Why model is always loaded again after several minutes
Ollama will unload model from gpu memory in every 5 minutes as default. For latest version of ollama, you could set OLLAMA_KEEP_ALIVE=-1 to keep the model loaded in memory. Reference issue: https://github.com/intel-analytics/ipex-llm/issues/11608
exit status 0xc0000135 error when executing  ollama serve
When executing ollama serve, if you meet llama runner process has terminated: exit status 0xc0000135 on Windows or you meet ollama_llama_server: error while loading shared libraries: libmkl_core.so.2: cannot open shared object file on Linux, this is most likely caused by the lack of sycl dependency. Please check:
- if you have installed conda and if you are in the right conda environment which has pip installed oneapi dependencies on Windows
 - if you have executed 
source /opt/intel/oneapi/setvars.shon Linux 
Program hang during initial model loading stage
When launching ollama serve for the first time on Windows, it may get stuck during the model loading phase. If you notice that the program is hanging for a long time during the first run, you can manually input a space or other characters on the server side to ensure the program is running.
How to distinguish the community version of Ollama from the ipex-llm version of Ollama
In the server log of community version of Ollama, you may see source=payload_common.go:139 msg="Dynamic LLM libraries [rocm_v60000 cpu_avx2 cuda_v11 cpu cpu_avx]".

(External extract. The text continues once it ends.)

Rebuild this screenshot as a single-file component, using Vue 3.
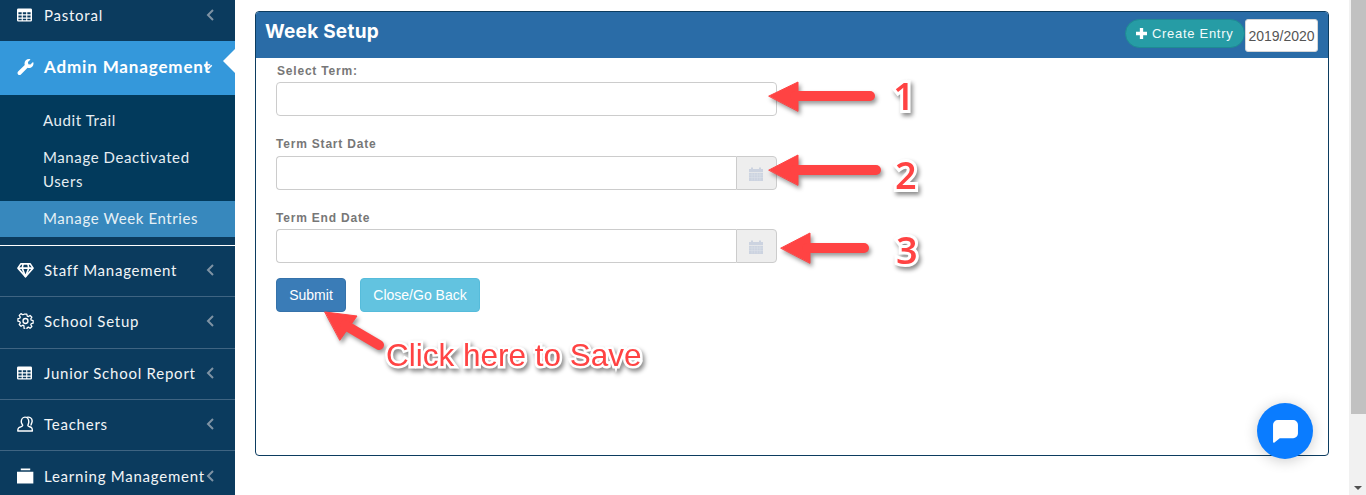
<script setup>
const angle = 'M9 3 4 8l5 5';
const lowerRows = [
  { label: 'Staff Management', icon: 'gem' },
  { label: 'School Setup', icon: 'cog' },
  { label: 'Junior School Report', icon: 'table' },
  { label: 'Teachers', icon: 'users' },
  { label: 'Learning Management', icon: 'folder' }
];
const fields = [
  { label: 'Select Term:', addon: false, cls: 'first' },
  { label: 'Term Start Date', addon: true, cls: 'second' },
  { label: 'Term End Date', addon: true, cls: 'last' }
];
</script>

<template>
  <div class="page">
    <aside class="sidebar">
      <div class="row top-row">
        <svg class="ico narrow" viewBox="0 0 16 14"><path fill="#fff" fill-rule="evenodd" d="M1.500 0h13A1.500 1.500 0 0 1 16 1.500v11a1.500 1.500 0 0 1-1.500 1.500h-13A1.500 1.500 0 0 1 0 12.500v-11A1.500 1.500 0 0 1 1.500 0zM1.500 4v2.300h3.500V4zm4.700 0v2.300h3.600V4zm4.800 0v2.300h3.500V4zM1.500 7.500v2.200h3.500V7.500zm4.700 0v2.200h3.600V7.500zm4.800 0v2.200h3.500V7.500zM1.500 10.900v1.600h3.500v-1.600zm4.700 0v1.600h3.600v-1.600zm4.800 0v1.600h3.500v-1.600z"/></svg>
        <span class="label">Pastoral</span>
        <svg class="chev" viewBox="0 0 12 16"><path :d="angle" fill="none" stroke="currentColor" stroke-width="2"/></svg>
      </div>
      <div class="row active-row">
        <svg class="ico" viewBox="0 0 512 512"><path fill="#fff" d="M507.73 109.1c-2.24-9.03-13.54-12.09-20.12-5.51l-74.36 74.36-67.88-11.31-11.31-67.88 74.36-74.36c6.62-6.62 3.43-17.9-5.66-20.16-47.38-11.74-99.55.91-136.58 37.93-39.64 39.64-50.55 97.1-34.05 147.2L18.74 402.76c-24.99 24.99-24.99 65.51 0 90.5 24.99 24.99 65.51 24.99 90.5 0l213.21-213.21c50.12 16.71 107.47 5.68 147.37-34.22 37.07-37.07 49.7-89.32 37.91-136.73z"/></svg>
        <span class="label strong">Admin Management</span>
        <svg class="chev down" viewBox="0 0 16 12"><path d="M3 3l5 5 5-5" fill="none" stroke="currentColor" stroke-width="2"/></svg>
        <span class="pointer"></span>
      </div>
      <div class="submenu">
        <a class="sub">Audit Trail</a>
        <a class="sub">Manage Deactivated Users</a>
        <a class="sub current">Manage Week Entries</a>
      </div>
      <div class="rule"></div>
      <div v-for="r in lowerRows" :key="r.label" class="row lower">
        <svg v-if="r.icon === 'gem'" class="ico" viewBox="0 0 18 16"><g fill="none" stroke="#fff" stroke-width="1.700" stroke-linejoin="round"><path d="M4 1.500h10L17 6 9 15 1 6z"/><path d="M1 6h16M6.500 1.500 5.500 6 9 15l3.500-9-1-4.500"/></g></svg>
        <svg v-else-if="r.icon === 'cog'" class="ico" viewBox="0 0 18 18"><g fill="none" stroke="#fff"><circle cx="9" cy="9" r="2.800" stroke-width="1.500"/><path stroke-width="1.500" stroke-linejoin="round" d="M7.500 1h3l.5 2.300 1.400.6 2-1.300 2.100 2.100-1.300 2 .6 1.500 2.200.5v3l-2.200.5-.6 1.400 1.300 2-2.100 2.100-2-1.300-1.400.6-.5 2.200h-3L7 14.700l-1.400-.6-2 1.300-2.100-2.100 1.300-2-.6-1.400L0 9.400v-3l2.200-.5.6-1.400-1.300-2 2.100-2.100 2 1.300L7 1.200z" transform="translate(.5 .3) scale(.95)"/></g></svg>
        <svg v-else-if="r.icon === 'table'" class="ico narrow" viewBox="0 0 16 14"><path fill="#fff" fill-rule="evenodd" d="M1.500 0h13A1.500 1.500 0 0 1 16 1.500v11a1.500 1.500 0 0 1-1.500 1.500h-13A1.500 1.500 0 0 1 0 12.500v-11A1.500 1.500 0 0 1 1.500 0zM1.500 4v2.300h3.500V4zm4.700 0v2.300h3.600V4zm4.800 0v2.300h3.500V4zM1.500 7.500v2.200h3.500V7.500zm4.700 0v2.200h3.600V7.500zm4.800 0v2.200h3.500V7.500zM1.500 10.900v1.600h3.500v-1.600zm4.700 0v1.600h3.600v-1.600zm4.800 0v1.600h3.500v-1.600z"/></svg>
        <svg v-else-if="r.icon === 'users'" class="ico" viewBox="0 0 18 17"><g fill="none" stroke="#fff" stroke-width="1.500" stroke-linejoin="round"><path d="M4.500 6a4 4.800 0 0 1 8 0c0 2-1 3-1 4.200 0 1 3 1.300 4 2.300.8.800.8 2.500.8 3.500H.8c0-1 0-2.700 1-3.500 1.100-1 4.200-1.300 4.200-2.300C6 9 4.500 8 4.500 6z"/><path d="M10 1.500c3-1 6.500.5 6 4.500-.2 1.500-1.400 3-1 4"/></g></svg>
        <svg v-else class="ico" viewBox="0 0 18 16"><path fill="#fff" d="M4 0h10v2H4zM0 3.500h17.300V16H0z"/></svg>
        <span class="label">{{ r.label }}</span>
        <svg class="chev" viewBox="0 0 12 16"><path :d="angle" fill="none" stroke="currentColor" stroke-width="2"/></svg>
      </div>
    </aside>

    <main class="main">
      <section class="panel">
        <header class="panel-head">
          <h1>Week Setup</h1>
          <div class="head-tools">
            <button class="create">
              <svg viewBox="0 0 12 12"><path d="M4.200 0h3.600v4.200H12v3.600H7.800V12H4.200V7.800H0V4.200h4.200z" fill="#fff"/></svg>
              Create Entry
            </button>
            <span class="year">2019/2020</span>
          </div>
        </header>
        <form class="form" @submit.prevent>
          <div v-for="f in fields" :key="f.label" class="field" :class="f.cls">
            <label>{{ f.label }}</label>
            <div class="control">
              <input type="text" :class="{ joined: f.addon }" />
              <span v-if="f.addon" class="addon">
                <svg viewBox="0 0 14 14"><path fill="#ccd3e0" d="M0 2.500h2V1h2v1.500h6V1h2v1.500h2V5.500H0zM0 6.200h14V14.500H0z"/><path stroke="#dfe3ea" stroke-width=".5" d="M0 8.500h14M0 11h14M3 6.200V14M5.700 6.200V14M8.300 6.200V14M11 6.200V14"/></svg>
              </span>
            </div>
          </div>
          <div class="actions">
            <button class="btn primary">Submit</button>
            <button class="btn info">Close/Go Back</button>
          </div>
        </form>
      </section>
    </main>

    <div class="scrollbar">
      <div class="thumb"></div>
      <span class="scroll-arrow"></span>
    </div>

    <svg class="arrows" viewBox="0 0 1366 495" width="1366" height="495">
      <g fill="#ff4343" stroke="#ff4343" stroke-linejoin="round" stroke-linecap="round">
        <path stroke-width="1" d="M769 96 798 82v29z"/><path stroke-width="10" fill="none" d="M795 96h75"/>
        <path stroke-width="1" d="M769 170l29-15v30z"/><path stroke-width="10" fill="none" d="M795 170h81"/>
        <path stroke-width="1" d="M781 248l29-15v30z"/><path stroke-width="10" fill="none" d="M807 248h57"/>
        <path stroke-width="1" d="M325 312l32 4-17 24z"/><path stroke-width="10" fill="none" d="M345 325l34 20"/>
      </g>
    </svg>

    <span class="note n1">1</span>
    <span class="note n2">2</span>
    <span class="note n3">3</span>
    <span class="note save">Click here to Save</span>

    <div class="chat">
      <svg viewBox="0 0 26 24"><path fill="#fff" d="M5 0h16a5 5 0 0 1 5 5v9a5 5 0 0 1-5 5H7l-5.500 4.500C.9 24 0 23.800 0 23V5a5 5 0 0 1 5-5z"/></svg>
    </div>
  </div>
</template>

<style>
html, body { margin: 0; overflow: hidden; background: #fff; }
</style>

<style scoped>
.page {
  position: relative;
  display: flex;
  width: 1366px;
  height: 495px;
  overflow: hidden;
  background: #fff;
  font-family: "Liberation Sans", Arial, sans-serif;
}
.sidebar {
  flex: 0 0 235px;
  background: #0b3b5e;
  color: #f2f5f7;
  font-family: Lato, "Noto Sans", sans-serif;
  font-size: 15px;
}
.row {
  position: relative;
  display: flex;
  align-items: center;
  box-sizing: border-box;
  padding: 0 19px 2px 17px;
}
.top-row { height: 41px; padding-bottom: 12px; }
.active-row { height: 54px; background: #3498db; color: #fff; padding-bottom: 3px; }
.lower { height: 51.33px; border-bottom: 1px solid #3f6482; }
.lower:last-child { border-bottom: 0; }
.ico { flex: 0 0 17px; width: 17px; height: 16px; margin-right: 10px; }
.ico.narrow { flex-basis: 15px; width: 15px; height: 14px; margin-right: 12px; }
.label { flex: 1; white-space: nowrap; letter-spacing: .76px; }
.strong { font-size: 17px; font-weight: 700; letter-spacing: .85px; }
.chev { flex: 0 0 12px; width: 12px; height: 16px; margin-left: -2px; color: #7f93a4; }
.chev.down { position: absolute; right: 21px; top: 22px; width: 12px; height: 9px; color: #fff; }
.pointer {
  position: absolute;
  right: 0;
  top: 8px;
  border-style: solid;
  border-width: 12px 12px 12px 0;
  border-color: transparent #fff transparent transparent;
}
.submenu {
  box-sizing: border-box;
  height: 142px;
  padding-top: 7px;
  background: #023a5c;
  display: flex;
  flex-direction: column;
}
.sub {
  display: block;
  padding: 6px 20px 6px 43px;
  line-height: 24px;
  letter-spacing: .6px;
  color: #e6edf2;
}
.sub + .sub { margin-top: 1px; }
.sub.current { box-sizing: border-box; height: 36px; padding-top: 5px; background: #3788bd; margin-top: 2px; color: #e6f0f6; }
.rule { height: 1px; margin-top: 8px; background: #fff; }

.main { flex: 1; box-sizing: border-box; padding: 11px 20px 0; min-width: 0; }
.panel {
  box-sizing: border-box;
  height: 445px;
  border: 1px solid #0c3c60;
  border-radius: 4px;
  overflow: hidden;
}
.panel-head {
  display: flex;
  justify-content: space-between;
  box-sizing: border-box;
  height: 46px;
  padding: 7px 10px 0 9px;
  background: #2a6ca7;
}
h1 {
  margin: 0;
  padding-top: 1px;
  font-family: Inter, "Open Sans", sans-serif;
  font-size: 19px;
  line-height: 24px;
  font-weight: 700;
  letter-spacing: .25px;
  color: #fff;
}
.head-tools { display: flex; align-items: flex-start; }
.create {
  display: flex;
  align-items: center;
  gap: 5px;
  box-sizing: border-box;
  width: 120px;
  height: 29px;
  padding: 0 0 0 10px;
  border: 1px solid #1f8a93;
  border-radius: 15px;
  background: #269ca5;
  color: #f1fbfb;
  font: 13px "Liberation Sans", Arial, sans-serif;
  letter-spacing: .7px;
  white-space: nowrap;
}
.create svg { width: 11px; height: 11px; flex: none; }
.year {
  box-sizing: border-box;
  width: 73px;
  height: 33px;
  border: 1px solid #d6d6d6;
  border-radius: 3px;
  background: #fff;
  color: #555;
  font-size: 14px;
  line-height: 33px;
  text-align: center;
}
.form { padding: 5px 0 0 20px; }
.field { width: 501px; margin-bottom: 20px; }
.field label {
  display: block;
  height: 17px;
  margin-bottom: 2px;
  font-size: 12px;
  line-height: 17px;
  font-weight: 700;
  letter-spacing: .8px;
  color: #777;
}
.field.first label { padding-left: 1px; }
.field.second label { margin-bottom: 3px; }
.field.last { margin-bottom: 15px; }
.control { display: flex; height: 34px; }
input {
  flex: 1;
  min-width: 0;
  box-sizing: border-box;
  height: 34px;
  border: 1px solid #ccc;
  border-radius: 4px;
  background: #fff;
  outline: 0;
}
input.joined { border-radius: 4px 0 0 4px; border-right: 0; }
.addon {
  flex: 0 0 41px;
  box-sizing: border-box;
  display: flex;
  align-items: center;
  justify-content: center;
  padding-right: 2px;
  border: 1px solid #ccc;
  border-radius: 0 4px 4px 0;
  background: #eee;
}
.addon svg { width: 14px; height: 15px; }
.actions { display: flex; gap: 14px; }
.btn {
  box-sizing: border-box;
  height: 34px;
  padding: 0;
  border: 1px solid;
  border-radius: 4px;
  color: #fff;
  font: 14px "Liberation Sans", Arial, sans-serif;
}
.primary { width: 70px; background: #3a7cb7; border-color: #3572aa; }
.info { width: 120px; background: #62c3e0; border-color: #56bcdb; }

.scrollbar {
  position: relative;
  flex: 0 0 17px;
  background: #f1f1f1;
}
.thumb { height: 414px; margin-left: 2px; width: 15px; background: #c1c1c1; }
.scroll-arrow {
  position: absolute;
  left: 5px;
  bottom: 5px;
  border-style: solid;
  border-width: 4px 4px 0;
  border-color: #505050 transparent transparent;
}

.arrows {
  position: absolute;
  left: 0;
  top: 0;
  pointer-events: none;
  filter: drop-shadow(2px 3px 2px rgba(0, 0, 0, .4));
}
.note {
  position: absolute;
  color: #ff4343;
  font-family: "Open Sans", sans-serif;
  font-size: 38px;
  font-weight: 600;
  line-height: 44px;
  -webkit-text-stroke: 6px #fff;
  paint-order: stroke fill;
  filter: drop-shadow(2px 3px 2px rgba(0, 0, 0, .45));
}
.n1 { left: 893px; top: 73px; }
.n2 { left: 895px; top: 152px; }
.n3 { left: 896px; top: 227px; }
.save {
  left: 386px;
  top: 333px;
  font-family: "Liberation Sans", Arial, sans-serif;
  font-size: 31.5px;
  font-weight: 400;
  -webkit-text-stroke-width: 5px;
  white-space: nowrap;
}
.chat {
  position: absolute;
  left: 1257px;
  top: 403px;
  display: flex;
  align-items: center;
  justify-content: center;
  width: 56px;
  height: 56px;
  border-radius: 50%;
  background: #0a7cff;
  box-shadow: 0 2px 14px rgba(0, 0, 0, .2);
}
.chat svg { width: 25px; height: 23px; }
</style>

But in the server log of ipex-llm version of Ollama, you should only see source=payload.go:44 msg="Dynamic LLM libraries [cpu cpu_avx cpu_avx2]".
Ollama hang when multiple different questions is asked or context is long
If you find ollama hang when multiple different questions is asked or context is long, and you see update_slots : failed to free spaces in the KV cache in the server log, this could be because that sometimes the LLM context is larger than the default n_ctx value, you may increase the n_ctx and try it again.